## BEGIN SUPPLIED INFORMATION
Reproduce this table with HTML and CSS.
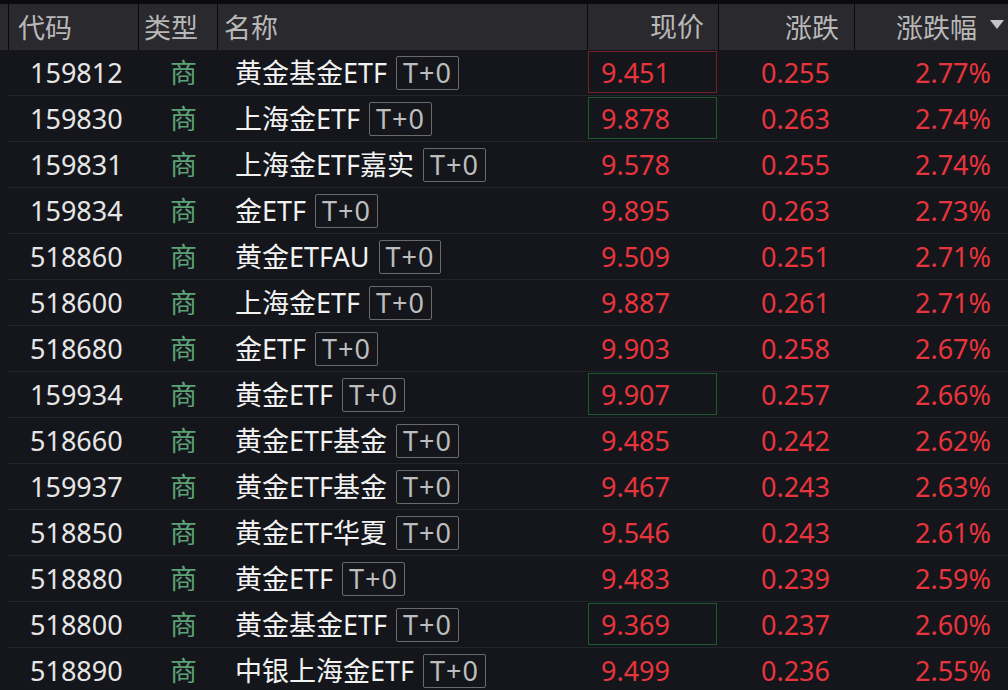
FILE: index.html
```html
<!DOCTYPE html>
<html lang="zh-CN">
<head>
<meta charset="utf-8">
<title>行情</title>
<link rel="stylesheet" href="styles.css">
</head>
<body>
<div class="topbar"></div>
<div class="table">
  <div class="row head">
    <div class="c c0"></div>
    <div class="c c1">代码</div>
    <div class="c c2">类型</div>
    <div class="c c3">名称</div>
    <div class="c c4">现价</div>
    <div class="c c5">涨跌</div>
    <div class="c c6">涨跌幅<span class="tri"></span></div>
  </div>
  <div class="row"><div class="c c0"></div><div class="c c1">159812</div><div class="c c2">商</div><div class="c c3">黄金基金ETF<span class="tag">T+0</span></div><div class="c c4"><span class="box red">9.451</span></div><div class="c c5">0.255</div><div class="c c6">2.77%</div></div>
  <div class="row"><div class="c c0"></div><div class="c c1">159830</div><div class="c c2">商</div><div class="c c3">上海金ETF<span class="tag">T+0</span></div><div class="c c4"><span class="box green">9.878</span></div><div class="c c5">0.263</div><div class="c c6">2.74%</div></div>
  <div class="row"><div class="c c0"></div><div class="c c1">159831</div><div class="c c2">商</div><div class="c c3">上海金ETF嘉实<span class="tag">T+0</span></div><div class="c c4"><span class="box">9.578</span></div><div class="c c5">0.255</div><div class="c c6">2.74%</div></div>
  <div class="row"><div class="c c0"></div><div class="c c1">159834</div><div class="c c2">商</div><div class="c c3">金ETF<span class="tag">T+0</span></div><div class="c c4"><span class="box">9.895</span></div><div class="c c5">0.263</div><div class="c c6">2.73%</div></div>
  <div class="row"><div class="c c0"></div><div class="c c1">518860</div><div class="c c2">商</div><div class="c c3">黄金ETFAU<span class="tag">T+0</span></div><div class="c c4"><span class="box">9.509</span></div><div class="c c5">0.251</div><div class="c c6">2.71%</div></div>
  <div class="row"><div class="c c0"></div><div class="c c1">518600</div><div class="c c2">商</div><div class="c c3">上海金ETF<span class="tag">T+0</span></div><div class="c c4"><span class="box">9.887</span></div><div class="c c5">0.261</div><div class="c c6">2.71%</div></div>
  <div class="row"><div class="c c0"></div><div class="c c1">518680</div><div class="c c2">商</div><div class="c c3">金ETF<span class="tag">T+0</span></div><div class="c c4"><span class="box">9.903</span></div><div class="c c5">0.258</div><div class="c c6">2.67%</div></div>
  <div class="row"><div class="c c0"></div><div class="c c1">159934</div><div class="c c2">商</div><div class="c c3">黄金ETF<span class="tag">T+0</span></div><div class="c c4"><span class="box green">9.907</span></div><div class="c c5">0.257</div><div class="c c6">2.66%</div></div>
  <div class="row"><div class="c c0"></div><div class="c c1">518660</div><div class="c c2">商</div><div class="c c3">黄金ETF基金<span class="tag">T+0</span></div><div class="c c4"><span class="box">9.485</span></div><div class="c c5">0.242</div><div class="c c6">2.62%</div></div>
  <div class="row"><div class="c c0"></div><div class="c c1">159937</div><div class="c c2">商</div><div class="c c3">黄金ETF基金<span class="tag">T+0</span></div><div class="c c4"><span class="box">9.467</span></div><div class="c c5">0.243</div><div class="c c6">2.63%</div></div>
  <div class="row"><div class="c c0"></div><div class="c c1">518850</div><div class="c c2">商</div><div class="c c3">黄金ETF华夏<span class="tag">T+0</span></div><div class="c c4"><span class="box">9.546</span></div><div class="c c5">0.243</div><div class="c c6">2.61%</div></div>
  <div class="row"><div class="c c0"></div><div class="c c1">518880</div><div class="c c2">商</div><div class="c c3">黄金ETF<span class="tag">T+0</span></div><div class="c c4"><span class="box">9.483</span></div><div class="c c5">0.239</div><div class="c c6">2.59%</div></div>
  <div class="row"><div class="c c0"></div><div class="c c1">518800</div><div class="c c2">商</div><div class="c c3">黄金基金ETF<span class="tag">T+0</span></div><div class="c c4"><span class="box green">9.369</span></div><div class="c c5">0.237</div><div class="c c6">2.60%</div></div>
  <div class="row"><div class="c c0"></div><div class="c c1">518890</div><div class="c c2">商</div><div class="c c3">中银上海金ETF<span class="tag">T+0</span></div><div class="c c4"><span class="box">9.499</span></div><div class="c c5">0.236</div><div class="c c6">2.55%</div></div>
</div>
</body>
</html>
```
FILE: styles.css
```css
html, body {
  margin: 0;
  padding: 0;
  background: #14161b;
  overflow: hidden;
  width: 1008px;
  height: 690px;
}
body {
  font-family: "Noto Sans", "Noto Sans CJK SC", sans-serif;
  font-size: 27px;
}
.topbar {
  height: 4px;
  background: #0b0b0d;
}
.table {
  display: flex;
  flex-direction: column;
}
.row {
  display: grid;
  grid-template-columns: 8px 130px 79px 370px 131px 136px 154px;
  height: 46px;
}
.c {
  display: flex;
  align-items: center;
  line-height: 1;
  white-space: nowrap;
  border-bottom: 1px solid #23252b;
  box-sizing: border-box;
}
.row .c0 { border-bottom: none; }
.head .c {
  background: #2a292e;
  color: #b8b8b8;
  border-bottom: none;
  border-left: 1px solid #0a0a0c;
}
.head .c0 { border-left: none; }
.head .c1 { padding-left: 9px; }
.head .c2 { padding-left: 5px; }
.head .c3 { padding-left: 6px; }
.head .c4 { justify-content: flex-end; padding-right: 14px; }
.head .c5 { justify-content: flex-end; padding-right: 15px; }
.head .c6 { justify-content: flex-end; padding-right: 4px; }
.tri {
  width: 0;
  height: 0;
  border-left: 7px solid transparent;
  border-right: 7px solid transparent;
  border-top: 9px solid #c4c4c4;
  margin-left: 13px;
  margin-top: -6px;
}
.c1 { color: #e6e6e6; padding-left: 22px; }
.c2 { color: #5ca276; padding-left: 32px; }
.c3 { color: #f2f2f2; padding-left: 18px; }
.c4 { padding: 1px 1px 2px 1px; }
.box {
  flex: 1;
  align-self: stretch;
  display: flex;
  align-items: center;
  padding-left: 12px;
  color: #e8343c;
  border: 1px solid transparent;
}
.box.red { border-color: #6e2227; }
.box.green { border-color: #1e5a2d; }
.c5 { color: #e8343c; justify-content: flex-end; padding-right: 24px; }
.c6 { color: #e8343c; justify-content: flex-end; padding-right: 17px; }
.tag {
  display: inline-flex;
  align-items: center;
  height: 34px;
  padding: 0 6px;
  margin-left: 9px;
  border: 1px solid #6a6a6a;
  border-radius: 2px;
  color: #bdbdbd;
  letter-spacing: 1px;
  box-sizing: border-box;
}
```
## END SUPPLIED INFORMATION
> _PROBLEM REQUIREMENTS_
Copy the listing in full and without alteration, omitting every picture.

> _TASK OUTPUT_
Reproduce this table with HTML and CSS.
FILE: index.html
```html
<!DOCTYPE html>
<html lang="zh-CN">
<head>
<meta charset="utf-8">
<title>行情</title>
<link rel="stylesheet" href="styles.css">
</head>
<body>
<div class="topbar"></div>
<div class="table">
  <div class="row head">
    <div class="c c0"></div>
    <div class="c c1">代码</div>
    <div class="c c2">类型</div>
    <div class="c c3">名称</div>
    <div class="c c4">现价</div>
    <div class="c c5">涨跌</div>
    <div class="c c6">涨跌幅<span class="tri"></span></div>
  </div>
  <div class="row"><div class="c c0"></div><div class="c c1">159812</div><div class="c c2">商</div><div class="c c3">黄金基金ETF<span class="tag">T+0</span></div><div class="c c4"><span class="box red">9.451</span></div><div class="c c5">0.255</div><div class="c c6">2.77%</div></div>
  <div class="row"><div class="c c0"></div><div class="c c1">159830</div><div class="c c2">商</div><div class="c c3">上海金ETF<span class="tag">T+0</span></div><div class="c c4"><span class="box green">9.878</span></div><div class="c c5">0.263</div><div class="c c6">2.74%</div></div>
  <div class="row"><div class="c c0"></div><div class="c c1">159831</div><div class="c c2">商</div><div class="c c3">上海金ETF嘉实<span class="tag">T+0</span></div><div class="c c4"><span class="box">9.578</span></div><div class="c c5">0.255</div><div class="c c6">2.74%</div></div>
  <div class="row"><div class="c c0"></div><div class="c c1">159834</div><div class="c c2">商</div><div class="c c3">金ETF<span class="tag">T+0</span></div><div class="c c4"><span class="box">9.895</span></div><div class="c c5">0.263</div><div class="c c6">2.73%</div></div>
  <div class="row"><div class="c c0"></div><div class="c c1">518860</div><div class="c c2">商</div><div class="c c3">黄金ETFAU<span class="tag">T+0</span></div><div class="c c4"><span class="box">9.509</span></div><div class="c c5">0.251</div><div class="c c6">2.71%</div></div>
  <div class="row"><div class="c c0"></div><div class="c c1">518600</div><div class="c c2">商</div><div class="c c3">上海金ETF<span class="tag">T+0</span></div><div class="c c4"><span class="box">9.887</span></div><div class="c c5">0.261</div><div class="c c6">2.71%</div></div>
  <div class="row"><div class="c c0"></div><div class="c c1">518680</div><div class="c c2">商</div><div class="c c3">金ETF<span class="tag">T+0</span></div><div class="c c4"><span class="box">9.903</span></div><div class="c c5">0.258</div><div class="c c6">2.67%</div></div>
  <div class="row"><div class="c c0"></div><div class="c c1">159934</div><div class="c c2">商</div><div class="c c3">黄金ETF<span class="tag">T+0</span></div><div class="c c4"><span class="box green">9.907</span></div><div class="c c5">0.257</div><div class="c c6">2.66%</div></div>
  <div class="row"><div class="c c0"></div><div class="c c1">518660</div><div class="c c2">商</div><div class="c c3">黄金ETF基金<span class="tag">T+0</span></div><div class="c c4"><span class="box">9.485</span></div><div class="c c5">0.242</div><div class="c c6">2.62%</div></div>
  <div class="row"><div class="c c0"></div><div class="c c1">159937</div><div class="c c2">商</div><div class="c c3">黄金ETF基金<span class="tag">T+0</span></div><div class="c c4"><span class="box">9.467</span></div><div class="c c5">0.243</div><div class="c c6">2.63%</div></div>
  <div class="row"><div class="c c0"></div><div class="c c1">518850</div><div class="c c2">商</div><div class="c c3">黄金ETF华夏<span class="tag">T+0</span></div><div class="c c4"><span class="box">9.546</span></div><div class="c c5">0.243</div><div class="c c6">2.61%</div></div>
  <div class="row"><div class="c c0"></div><div class="c c1">518880</div><div class="c c2">商</div><div class="c c3">黄金ETF<span class="tag">T+0</span></div><div class="c c4"><span class="box">9.483</span></div><div class="c c5">0.239</div><div class="c c6">2.59%</div></div>
  <div class="row"><div class="c c0"></div><div class="c c1">518800</div><div class="c c2">商</div><div class="c c3">黄金基金ETF<span class="tag">T+0</span></div><div class="c c4"><span class="box green">9.369</span></div><div class="c c5">0.237</div><div class="c c6">2.60%</div></div>
  <div class="row"><div class="c c0"></div><div class="c c1">518890</div><div class="c c2">商</div><div class="c c3">中银上海金ETF<span class="tag">T+0</span></div><div class="c c4"><span class="box">9.499</span></div><div class="c c5">0.236</div><div class="c c6">2.55%</div></div>
</div>
</body>
</html>
```
FILE: styles.css
```css
html, body {
  margin: 0;
  padding: 0;
  background: #14161b;
  overflow: hidden;
  width: 1008px;
  height: 690px;
}
body {
  font-family: "Noto Sans", "Noto Sans CJK SC", sans-serif;
  font-size: 27px;
}
.topbar {
  height: 4px;
  background: #0b0b0d;
}
.table {
  display: flex;
  flex-direction: column;
}
.row {
  display: grid;
  grid-template-columns: 8px 130px 79px 370px 131px 136px 154px;
  height: 46px;
}
.c {
  display: flex;
  align-items: center;
  line-height: 1;
  white-space: nowrap;
  border-bottom: 1px solid #23252b;
  box-sizing: border-box;
}
.row .c0 { border-bottom: none; }
.head .c {
  background: #2a292e;
  color: #b8b8b8;
  border-bottom: none;
  border-left: 1px solid #0a0a0c;
}
.head .c0 { border-left: none; }
.head .c1 { padding-left: 9px; }
.head .c2 { padding-left: 5px; }
.head .c3 { padding-left: 6px; }
.head .c4 { justify-content: flex-end; padding-right: 14px; }
.head .c5 { justify-content: flex-end; padding-right: 15px; }
.head .c6 { justify-content: flex-end; padding-right: 4px; }
.tri {
  width: 0;
  height: 0;
  border-left: 7px solid transparent;
  border-right: 7px solid transparent;
  border-top: 9px solid #c4c4c4;
  margin-left: 13px;
  margin-top: -6px;
}
.c1 { color: #e6e6e6; padding-left: 22px; }
.c2 { color: #5ca276; padding-left: 32px; }
.c3 { color: #f2f2f2; padding-left: 18px; }
.c4 { padding: 1px 1px 2px 1px; }
.box {
  flex: 1;
  align-self: stretch;
  display: flex;
  align-items: center;
  padding-left: 12px;
  color: #e8343c;
  border: 1px solid transparent;
}
.box.red { border-color: #6e2227; }
.box.green { border-color: #1e5a2d; }
.c5 { color: #e8343c; justify-content: flex-end; padding-right: 24px; }
.c6 { color: #e8343c; justify-content: flex-end; padding-right: 17px; }
.tag {
  display: inline-flex;
  align-items: center;
  height: 34px;
  padding: 0 6px;
  margin-left: 9px;
  border: 1px solid #6a6a6a;
  border-radius: 2px;
  color: #bdbdbd;
  letter-spacing: 1px;
  box-sizing: border-box;
}
```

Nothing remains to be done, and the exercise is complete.